▶ **Task statement**
Set down each entry exactly as given; pictures should not appear in the copy.

▶ **Records provided**

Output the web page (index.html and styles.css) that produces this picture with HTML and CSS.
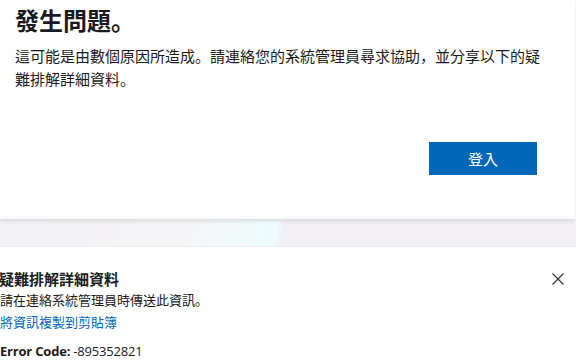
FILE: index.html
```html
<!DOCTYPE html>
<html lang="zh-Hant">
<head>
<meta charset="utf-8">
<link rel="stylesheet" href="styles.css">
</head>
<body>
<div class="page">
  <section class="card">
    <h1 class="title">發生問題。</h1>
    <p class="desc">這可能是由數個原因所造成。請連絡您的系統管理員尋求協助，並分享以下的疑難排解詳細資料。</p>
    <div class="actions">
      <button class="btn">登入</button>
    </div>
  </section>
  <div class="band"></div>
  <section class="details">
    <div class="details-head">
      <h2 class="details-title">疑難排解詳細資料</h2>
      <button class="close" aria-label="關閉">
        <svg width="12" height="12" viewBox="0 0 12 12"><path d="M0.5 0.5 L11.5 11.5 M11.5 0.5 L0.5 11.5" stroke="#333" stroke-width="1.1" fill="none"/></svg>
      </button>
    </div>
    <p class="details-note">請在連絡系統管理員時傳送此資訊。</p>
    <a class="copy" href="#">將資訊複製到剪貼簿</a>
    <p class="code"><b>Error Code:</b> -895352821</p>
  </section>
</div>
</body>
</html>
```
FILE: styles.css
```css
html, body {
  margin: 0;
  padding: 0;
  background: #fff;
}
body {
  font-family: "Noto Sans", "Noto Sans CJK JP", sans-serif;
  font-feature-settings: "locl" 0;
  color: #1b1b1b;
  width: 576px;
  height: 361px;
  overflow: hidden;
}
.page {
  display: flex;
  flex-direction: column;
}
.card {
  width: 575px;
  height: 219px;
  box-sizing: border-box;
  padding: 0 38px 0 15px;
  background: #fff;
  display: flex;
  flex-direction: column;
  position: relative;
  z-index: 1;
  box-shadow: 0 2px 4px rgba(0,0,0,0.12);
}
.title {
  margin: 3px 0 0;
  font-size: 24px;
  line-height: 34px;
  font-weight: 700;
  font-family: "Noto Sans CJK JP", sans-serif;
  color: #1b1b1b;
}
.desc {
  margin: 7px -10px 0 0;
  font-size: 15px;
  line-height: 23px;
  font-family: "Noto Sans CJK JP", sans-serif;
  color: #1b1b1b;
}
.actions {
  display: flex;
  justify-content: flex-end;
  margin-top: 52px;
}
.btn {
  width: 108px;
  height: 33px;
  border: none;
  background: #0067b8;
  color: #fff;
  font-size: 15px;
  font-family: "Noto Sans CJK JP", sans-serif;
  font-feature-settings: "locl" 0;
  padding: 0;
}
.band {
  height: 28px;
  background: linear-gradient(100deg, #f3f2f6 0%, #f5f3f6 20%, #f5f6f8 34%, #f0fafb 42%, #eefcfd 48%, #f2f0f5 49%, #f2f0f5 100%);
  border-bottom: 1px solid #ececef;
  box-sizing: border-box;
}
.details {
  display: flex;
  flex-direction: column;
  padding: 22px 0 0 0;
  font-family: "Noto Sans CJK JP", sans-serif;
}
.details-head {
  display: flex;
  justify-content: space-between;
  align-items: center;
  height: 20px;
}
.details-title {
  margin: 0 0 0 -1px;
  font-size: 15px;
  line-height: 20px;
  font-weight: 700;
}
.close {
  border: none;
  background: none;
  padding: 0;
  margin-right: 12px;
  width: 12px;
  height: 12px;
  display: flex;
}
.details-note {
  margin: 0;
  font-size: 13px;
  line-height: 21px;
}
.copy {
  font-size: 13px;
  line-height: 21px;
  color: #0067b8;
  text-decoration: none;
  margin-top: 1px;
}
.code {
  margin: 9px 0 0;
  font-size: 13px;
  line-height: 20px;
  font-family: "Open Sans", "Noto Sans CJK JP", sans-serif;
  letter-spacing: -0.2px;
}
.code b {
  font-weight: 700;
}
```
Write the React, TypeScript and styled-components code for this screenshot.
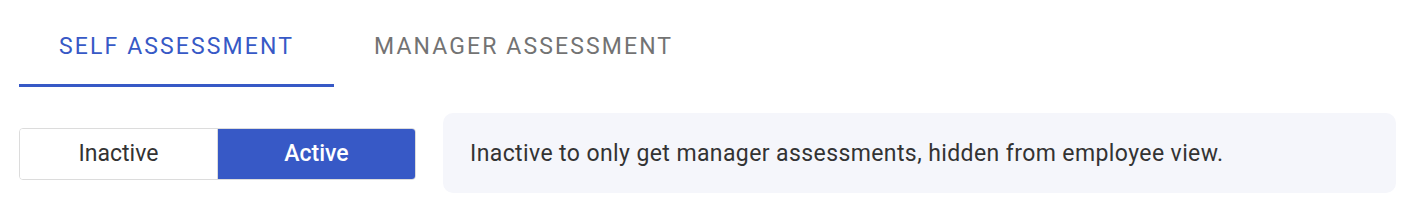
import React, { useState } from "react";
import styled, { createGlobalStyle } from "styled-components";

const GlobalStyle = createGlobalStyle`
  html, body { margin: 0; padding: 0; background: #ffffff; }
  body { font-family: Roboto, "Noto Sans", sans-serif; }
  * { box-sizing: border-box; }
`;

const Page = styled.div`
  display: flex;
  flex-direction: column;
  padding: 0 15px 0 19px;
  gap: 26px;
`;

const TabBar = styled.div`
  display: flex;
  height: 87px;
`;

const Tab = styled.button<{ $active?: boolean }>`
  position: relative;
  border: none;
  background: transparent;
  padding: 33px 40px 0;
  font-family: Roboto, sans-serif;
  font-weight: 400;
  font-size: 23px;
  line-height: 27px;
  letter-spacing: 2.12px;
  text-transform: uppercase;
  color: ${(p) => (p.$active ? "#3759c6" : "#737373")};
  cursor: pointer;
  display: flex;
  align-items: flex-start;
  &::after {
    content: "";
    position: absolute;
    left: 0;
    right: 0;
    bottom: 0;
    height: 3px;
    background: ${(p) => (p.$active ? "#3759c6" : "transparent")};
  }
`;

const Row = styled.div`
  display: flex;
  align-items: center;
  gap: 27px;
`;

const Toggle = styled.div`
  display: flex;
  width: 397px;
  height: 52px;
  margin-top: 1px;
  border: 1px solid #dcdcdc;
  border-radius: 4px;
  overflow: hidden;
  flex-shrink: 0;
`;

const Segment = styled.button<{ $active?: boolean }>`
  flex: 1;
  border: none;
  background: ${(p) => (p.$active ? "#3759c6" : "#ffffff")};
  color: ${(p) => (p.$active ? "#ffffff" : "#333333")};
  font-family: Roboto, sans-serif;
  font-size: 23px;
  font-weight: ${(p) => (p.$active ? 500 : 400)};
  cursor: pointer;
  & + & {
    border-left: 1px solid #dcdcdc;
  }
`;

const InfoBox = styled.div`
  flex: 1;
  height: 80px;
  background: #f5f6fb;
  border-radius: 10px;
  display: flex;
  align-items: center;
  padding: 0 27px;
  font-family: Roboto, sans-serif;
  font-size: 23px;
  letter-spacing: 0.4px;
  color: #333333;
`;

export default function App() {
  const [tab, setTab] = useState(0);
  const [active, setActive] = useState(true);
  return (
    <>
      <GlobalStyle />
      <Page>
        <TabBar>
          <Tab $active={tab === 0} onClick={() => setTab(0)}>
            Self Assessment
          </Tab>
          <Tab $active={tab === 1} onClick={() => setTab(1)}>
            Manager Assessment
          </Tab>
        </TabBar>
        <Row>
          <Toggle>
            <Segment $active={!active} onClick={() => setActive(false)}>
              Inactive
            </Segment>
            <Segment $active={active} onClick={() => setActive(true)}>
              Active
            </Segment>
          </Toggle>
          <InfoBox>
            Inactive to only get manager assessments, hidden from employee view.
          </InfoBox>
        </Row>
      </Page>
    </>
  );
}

▶ **Result of this exercise**
Output the web page (index.html and styles.css) that produces this picture with HTML and CSS.
FILE: index.html
```html
<!DOCTYPE html>
<html lang="zh-Hant">
<head>
<meta charset="utf-8">
<link rel="stylesheet" href="styles.css">
</head>
<body>
<div class="page">
  <section class="card">
    <h1 class="title">發生問題。</h1>
    <p class="desc">這可能是由數個原因所造成。請連絡您的系統管理員尋求協助，並分享以下的疑難排解詳細資料。</p>
    <div class="actions">
      <button class="btn">登入</button>
    </div>
  </section>
  <div class="band"></div>
  <section class="details">
    <div class="details-head">
      <h2 class="details-title">疑難排解詳細資料</h2>
      <button class="close" aria-label="關閉">
        <svg width="12" height="12" viewBox="0 0 12 12"><path d="M0.5 0.5 L11.5 11.5 M11.5 0.5 L0.5 11.5" stroke="#333" stroke-width="1.1" fill="none"/></svg>
      </button>
    </div>
    <p class="details-note">請在連絡系統管理員時傳送此資訊。</p>
    <a class="copy" href="#">將資訊複製到剪貼簿</a>
    <p class="code"><b>Error Code:</b> -895352821</p>
  </section>
</div>
</body>
</html>
```
FILE: styles.css
```css
html, body {
  margin: 0;
  padding: 0;
  background: #fff;
}
body {
  font-family: "Noto Sans", "Noto Sans CJK JP", sans-serif;
  font-feature-settings: "locl" 0;
  color: #1b1b1b;
  width: 576px;
  height: 361px;
  overflow: hidden;
}
.page {
  display: flex;
  flex-direction: column;
}
.card {
  width: 575px;
  height: 219px;
  box-sizing: border-box;
  padding: 0 38px 0 15px;
  background: #fff;
  display: flex;
  flex-direction: column;
  position: relative;
  z-index: 1;
  box-shadow: 0 2px 4px rgba(0,0,0,0.12);
}
.title {
  margin: 3px 0 0;
  font-size: 24px;
  line-height: 34px;
  font-weight: 700;
  font-family: "Noto Sans CJK JP", sans-serif;
  color: #1b1b1b;
}
.desc {
  margin: 7px -10px 0 0;
  font-size: 15px;
  line-height: 23px;
  font-family: "Noto Sans CJK JP", sans-serif;
  color: #1b1b1b;
}
.actions {
  display: flex;
  justify-content: flex-end;
  margin-top: 52px;
}
.btn {
  width: 108px;
  height: 33px;
  border: none;
  background: #0067b8;
  color: #fff;
  font-size: 15px;
  font-family: "Noto Sans CJK JP", sans-serif;
  font-feature-settings: "locl" 0;
  padding: 0;
}
.band {
  height: 28px;
  background: linear-gradient(100deg, #f3f2f6 0%, #f5f3f6 20%, #f5f6f8 34%, #f0fafb 42%, #eefcfd 48%, #f2f0f5 49%, #f2f0f5 100%);
  border-bottom: 1px solid #ececef;
  box-sizing: border-box;
}
.details {
  display: flex;
  flex-direction: column;
  padding: 22px 0 0 0;
  font-family: "Noto Sans CJK JP", sans-serif;
}
.details-head {
  display: flex;
  justify-content: space-between;
  align-items: center;
  height: 20px;
}
.details-title {
  margin: 0 0 0 -1px;
  font-size: 15px;
  line-height: 20px;
  font-weight: 700;
}
.close {
  border: none;
  background: none;
  padding: 0;
  margin-right: 12px;
  width: 12px;
  height: 12px;
  display: flex;
}
.details-note {
  margin: 0;
  font-size: 13px;
  line-height: 21px;
}
.copy {
  font-size: 13px;
  line-height: 21px;
  color: #0067b8;
  text-decoration: none;
  margin-top: 1px;
}
.code {
  margin: 9px 0 0;
  font-size: 13px;
  line-height: 20px;
  font-family: "Open Sans", "Noto Sans CJK JP", sans-serif;
  letter-spacing: -0.2px;
}
.code b {
  font-weight: 700;
}
```
Write the React, TypeScript and styled-components code for this screenshot.
import React, { useState } from "react";
import styled, { createGlobalStyle } from "styled-components";

const GlobalStyle = createGlobalStyle`
  html, body { margin: 0; padding: 0; background: #ffffff; }
  body { font-family: Roboto, "Noto Sans", sans-serif; }
  * { box-sizing: border-box; }
`;

const Page = styled.div`
  display: flex;
  flex-direction: column;
  padding: 0 15px 0 19px;
  gap: 26px;
`;

const TabBar = styled.div`
  display: flex;
  height: 87px;
`;

const Tab = styled.button<{ $active?: boolean }>`
  position: relative;
  border: none;
  background: transparent;
  padding: 33px 40px 0;
  font-family: Roboto, sans-serif;
  font-weight: 400;
  font-size: 23px;
  line-height: 27px;
  letter-spacing: 2.12px;
  text-transform: uppercase;
  color: ${(p) => (p.$active ? "#3759c6" : "#737373")};
  cursor: pointer;
  display: flex;
  align-items: flex-start;
  &::after {
    content: "";
    position: absolute;
    left: 0;
    right: 0;
    bottom: 0;
    height: 3px;
    background: ${(p) => (p.$active ? "#3759c6" : "transparent")};
  }
`;

const Row = styled.div`
  display: flex;
  align-items: center;
  gap: 27px;
`;

const Toggle = styled.div`
  display: flex;
  width: 397px;
  height: 52px;
  margin-top: 1px;
  border: 1px solid #dcdcdc;
  border-radius: 4px;
  overflow: hidden;
  flex-shrink: 0;
`;

const Segment = styled.button<{ $active?: boolean }>`
  flex: 1;
  border: none;
  background: ${(p) => (p.$active ? "#3759c6" : "#ffffff")};
  color: ${(p) => (p.$active ? "#ffffff" : "#333333")};
  font-family: Roboto, sans-serif;
  font-size: 23px;
  font-weight: ${(p) => (p.$active ? 500 : 400)};
  cursor: pointer;
  & + & {
    border-left: 1px solid #dcdcdc;
  }
`;

const InfoBox = styled.div`
  flex: 1;
  height: 80px;
  background: #f5f6fb;
  border-radius: 10px;
  display: flex;
  align-items: center;
  padding: 0 27px;
  font-family: Roboto, sans-serif;
  font-size: 23px;
  letter-spacing: 0.4px;
  color: #333333;
`;

export default function App() {
  const [tab, setTab] = useState(0);
  const [active, setActive] = useState(true);
  return (
    <>
      <GlobalStyle />
      <Page>
        <TabBar>
          <Tab $active={tab === 0} onClick={() => setTab(0)}>
            Self Assessment
          </Tab>
          <Tab $active={tab === 1} onClick={() => setTab(1)}>
            Manager Assessment
          </Tab>
        </TabBar>
        <Row>
          <Toggle>
            <Segment $active={!active} onClick={() => setActive(false)}>
              Inactive
            </Segment>
            <Segment $active={active} onClick={() => setActive(true)}>
              Active
            </Segment>
          </Toggle>
          <InfoBox>
            Inactive to only get manager assessments, hidden from employee view.
          </InfoBox>
        </Row>
      </Page>
    </>
  );
}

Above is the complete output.